DANIEL J. SNYDER, Regional Administrator, Environmental Protection Agency

Gorbey, J.

The opinion of the court was delivered by: GORBEY



 Defendant has filed a motion to dismiss or in the alternative for summary judgment. Attached thereto is a certified copy of the administrative record of the Environmental Protection Agency.

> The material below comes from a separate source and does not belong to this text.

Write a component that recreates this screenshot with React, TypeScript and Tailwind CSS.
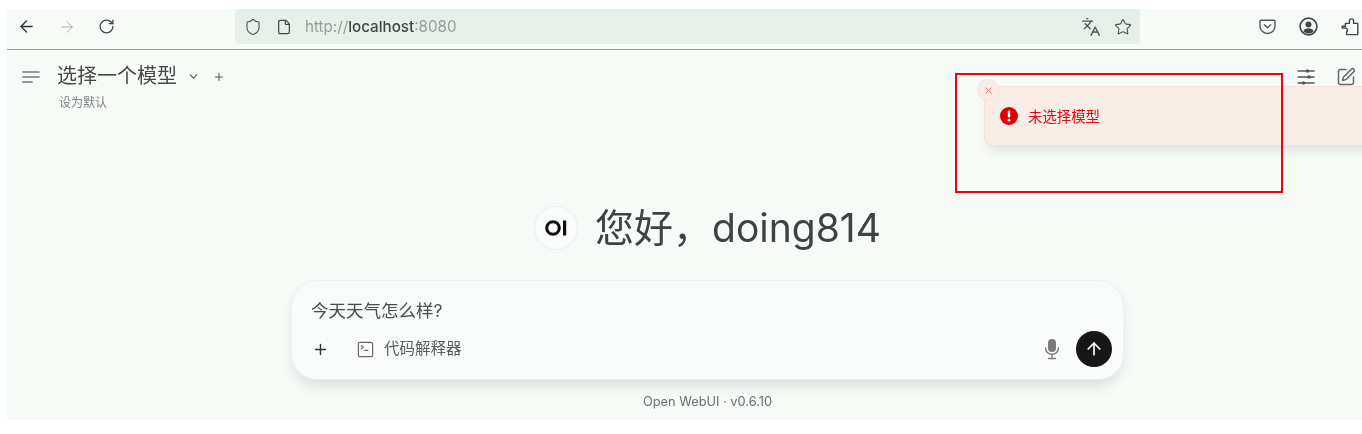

 The plaintiff's complaint alleges that his dismissal from employment with the Program Planning and Development Assistance Branch of the Environmental Protection Agency's regional office in Pennsylvania was the result of discrimination based upon his race or color in violation of the Equal Employment Opportunity Act of 1972, 42 U.S.C. § 2000 et seq., and 42 U.S.C. § 1981 et seq. The relief requested is a declaratory judgment as to his rights; a permanent injunction to restrain alleged discriminatory practices with respect to conditions and privileges of employment; reinstatement and back pay.

 The record shows that plaintiff began serving in the position of Chief, Program and Development Assistance Branch (Program Manager GS-340-14) subject to satisfactory completion of a one year probationary period from August 13, 1972. On July 19, 1973, plaintiff received notice that he was to be dismissed on August 3, 1973, because of failure to have performed satisfactorily during his probationary period.

 Thereafter, on July 20, 1973, plaintiff submitted to his Regional Equal Employment Opportunity counselor a letter in which he claimed that his discharge was due to racial discrimination. The record further shows that the Equal Employment Opportunity counselor instituted a complete and thorough investigation, conducting in the course thereof several oral interviews, resulting in written statements duly sworn to by the respective writers. *fn1"

 On August 3, 1973, the counselor notified plaintiff that her investigation revealed that the dismissal was not based on racial discrimination, but was a result of poor work performance. On the same date plaintiff filed a formal complaint of discrimination. A further investigation of the claim took place and on December 28, 1973, plaintiff was notified that the discharge was not the result of racial discrimination.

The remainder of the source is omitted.